MOUNDSVILLE - While companies and mines across the country work to adhere to regulations and laws set by the Mine Safety and Health Administration, one local company is attempting to become an innovator in the industry.
According to Joseph Main, assistant secretary of labor for the Mine Safety and Health Administration, Consol Energy is in the process of finishing what is being called "breakthrough technology," sending wireless signals from an underground mine through the earth to allow for better communication.

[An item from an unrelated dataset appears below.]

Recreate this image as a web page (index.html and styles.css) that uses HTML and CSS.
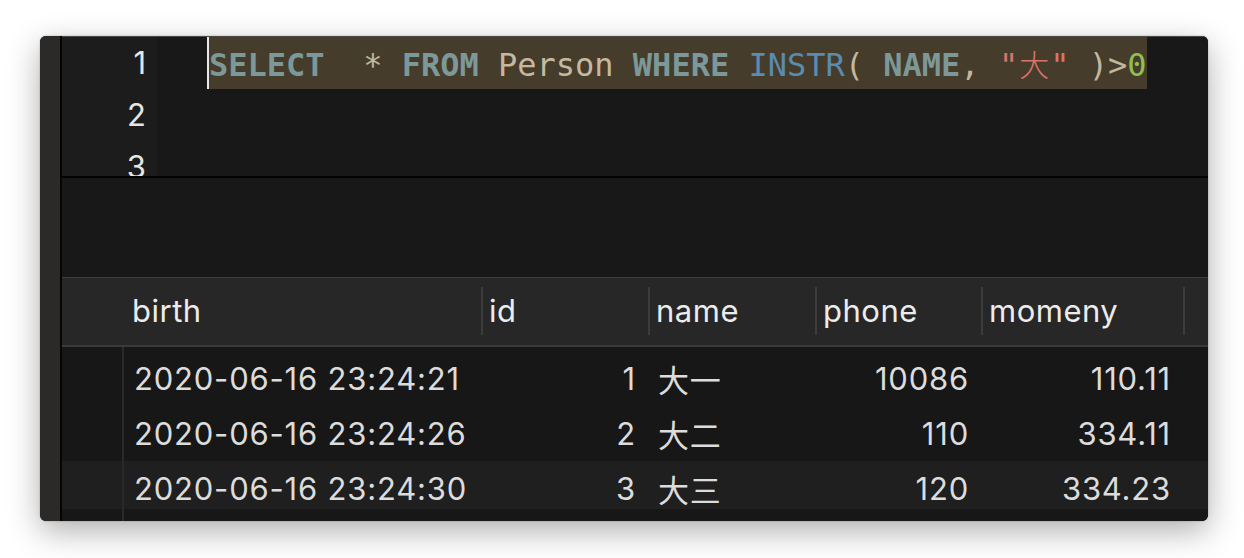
FILE: index.html
```html
<!DOCTYPE html>
<html>
<head>
<meta charset="utf-8">
<link rel="stylesheet" href="styles.css">
</head>
<body>
<div class="window">
  <div class="side"></div>
  <div class="main">
    <div class="editor">
      <div class="gutter">
        <div class="ln">1</div>
        <div class="ln">2</div>
        <div class="ln">3</div>
      </div>
      <div class="code">
        <div class="line"><span class="sel"><span class="kw">SELECT</span>  <span class="op">*</span> <span class="kw">FROM</span> <span class="id">Person</span> <span class="kw">WHERE</span> <span class="fn">INSTR</span><span class="op">(</span> <span class="kw">NAME</span><span class="op">,</span> <span class="str">"<span class="wide">大</span>"</span> <span class="op">)&gt;</span><span class="num">0</span></span></div>
        <div class="line"> </div>
        <div class="line"> </div>
      </div>
    </div>
    <div class="messages"></div>
    <div class="grid-head">
      <div class="hc first"></div>
      <div class="hc">birth</div>
      <div class="hc sep">id</div>
      <div class="hc sep">name</div>
      <div class="hc sep">phone</div>
      <div class="hc sep">momeny</div>
      <div class="hc sep"></div>
    </div>
    <div class="body">
      <div class="rows">
        <div class="row">
          <div class="rn"></div>
          <div class="c">2020-06-16 23:24:21</div>
          <div class="c r">1</div>
          <div class="c">大一</div>
          <div class="c r">10086</div>
          <div class="c r">110.11</div>
          <div class="c"></div>
        </div>
        <div class="row">
          <div class="rn"></div>
          <div class="c">2020-06-16 23:24:26</div>
          <div class="c r">2</div>
          <div class="c">大二</div>
          <div class="c r">110</div>
          <div class="c r">334.11</div>
          <div class="c"></div>
        </div>
        <div class="row alt">
          <div class="rn"></div>
          <div class="c">2020-06-16 23:24:30</div>
          <div class="c r">3</div>
          <div class="c">大三</div>
          <div class="c r">120</div>
          <div class="c r">334.23</div>
          <div class="c"></div>
        </div>
      </div>
    </div>
  </div>
</div>
</body>
</html>
```

FILE: styles.css
```css
html, body {
  margin: 0;
  padding: 0;
  background: #ffffff;
}

body {
  width: 1244px;
  height: 558px;
  overflow: hidden;
  padding-top: 36px;
  box-sizing: border-box;
}

.window {
  margin-left: 40px;
  width: 1168px;
  height: 485px;
  display: flex;
  border-radius: 6px;
  overflow: hidden;
  background: #181818;
  box-shadow: 0 10px 32px rgba(0, 0, 0, 0.32), 0 0 2px rgba(0, 0, 0, 0.3);
}

.side {
  width: 20px;
  background: #2b2a29;
  border-right: 2px solid #050505;
  flex: none;
}

.main {
  flex: 1;
  display: flex;
  flex-direction: column;
  min-width: 0;
}

/* editor */
.editor {
  flex: none;
  display: flex;
  overflow: hidden;
  border-top: 1px solid #4a4844;
  box-sizing: border-box;
  border-bottom: 2px solid #030303;
  height: 142px;
}

.gutter {
  width: 95px;
  flex: none;
  background: #1c1c1c;
  box-sizing: border-box;
  padding-right: 11px;
}

.ln {
  height: 52px;
  line-height: 52px;
  text-align: right;
  font-family: Inter, "Liberation Sans", sans-serif;
  font-size: 31px;
  color: #e6e6e6;
}

.code {
  flex: 1;
  padding-left: 50px;
  background: #181818;
}

.line {
  height: 52px;
  line-height: 52px;
  font-family: "DejaVu Sans Mono", "Liberation Mono", "Noto Sans CJK SC", monospace;
  font-size: 32px;
  white-space: pre;
  color: #c4b9a0;
}

.sel {
  display: inline-block;
  height: 52px;
  background: #463c2b;
  border-left: 2px solid #e8e8e8;
}

.kw {
  color: #7c9898;
  font-weight: bold;
}

.op {
  color: #c2b79f;
}

.id {
  color: #c4b9a0;
}

.fn {
  color: #5a8bb0;
}

.str {
  color: #d8746a;
}

.wide {
  display: inline-block;
  width: 2ch;
  text-align: center;
  font-family: "Noto Sans CJK SC", sans-serif;
  font-size: 30px;
  font-weight: 300;
}

.num {
  color: #8fc04f;
}

/* messages */
.messages {
  height: 99px;
  flex: none;
  background: #181818;
}

/* header */
.grid-head {
  flex: none;
  height: 70px;
  box-sizing: border-box;
  border-top: 1px solid #3d3d3d;
  border-bottom: 2px solid #3a3a3a;
  background: #272727;
  display: grid;
  grid-template-columns: 62px 357px 167px 167px 166px 202px 1fr;
  font-family: Inter, "Liberation Sans", sans-serif;
  font-size: 31px;
  letter-spacing: 0.5px;
  color: #ececec;
}

.hc {
  display: flex;
  align-items: center;
  padding-left: 8px;
  padding-bottom: 2px;
  white-space: nowrap;
}

.hc.first {
  padding-left: 0;
}

.hc.sep {
  padding-left: 0;
}

.hc.sep::before {
  content: "";
  width: 2px;
  height: 48px;
  background: #3c3c3c;
  margin-right: 6px;
  flex: none;
}

/* body */
.body {
  flex: 1;
  padding-top: 4px;
  padding-bottom: 12px;
  background: linear-gradient(to right, transparent 60px, #2a2a2a 60px, #2a2a2a 62px, transparent 62px), #171717;
  overflow: hidden;
  min-height: 0;
}

.rows {
  height: 158px;
  overflow: hidden;
}

.row {
  height: 55px;
  display: grid;
  grid-template-columns: 62px 357px 167px 167px 166px 202px 1fr;
  align-items: center;
  font-family: Inter, "Liberation Sans", "Noto Sans CJK SC", sans-serif;
  font-size: 31px;
  letter-spacing: 0.8px;
  color: #dcdcdc;
}

.row.alt {
  background: #1f1f1f;
}

.rn {
  height: 55px;
  border-right: 2px solid #2a2a2a;
  box-sizing: border-box;
}

.c {
  padding-left: 10px;
  padding-right: 12px;
  white-space: nowrap;
}

.c.r {
  text-align: right;
}
```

MSHA regulations require companies to have some sort of communication in place, a mandate that came about after the Sago Mine accident in Upshur County, W.Va., in 2006. However, Main said Consol has taken that charge a step further.
"They are really helping push this technology that we have all wanted for many years," he said. "They've cracked that egg."
Main said on a recent visit to Consol's Robinson Run Mine in Mannington, W.Va., he was able to stand on the surface and receive a call from 850 feet below, a feat which he shared with members of the federal government in recent meetings.
Consol also has been a leader in proximity detection, which Main said has helped miners be more cautious while underground. He said the technology works in a similar fashion to that of an automatic door, which recognizes an individual when they are within a certain number of feet from the sensor.
"What has been developed is that as you walk closer to a piece of equipment, like a continuous miner, it beeps to warn you and eventually shuts down if you get closer to prevent it from crushing you," he said.
Consol is using the technology in its Bailey Mine in Pennsylvania and, along with Peabody Energy in Missouri, is an innovator of the technology, Main said. He said the technology has helped decrease the number of deaths caused by an individual being crushed, which has occurred 70 times since 1984.
Overall, Main said mines in the Northern Panhandle and Ohio Valley are routinely safe and tend to pay attention to regulations and follow them as best as they can. He said mines like those he recently saw in Kentucky, which had no ventilation controls in their underground operations, are not seen in the local area.
"Our main goals are training miners well, putting plans in place for potential safety concerns and fixing conditions that are not up to standard," he said. "Mines there generally follow those guidelines."
Rob Murray, vice president of Business Development and External Affairs for Murray Energy and its operations in Belmont and Monroe counties, said his company is also ahead of the game when it comes to mine safety.
"We have had these devices in place - in many cases, even before such devices were required by law," he said.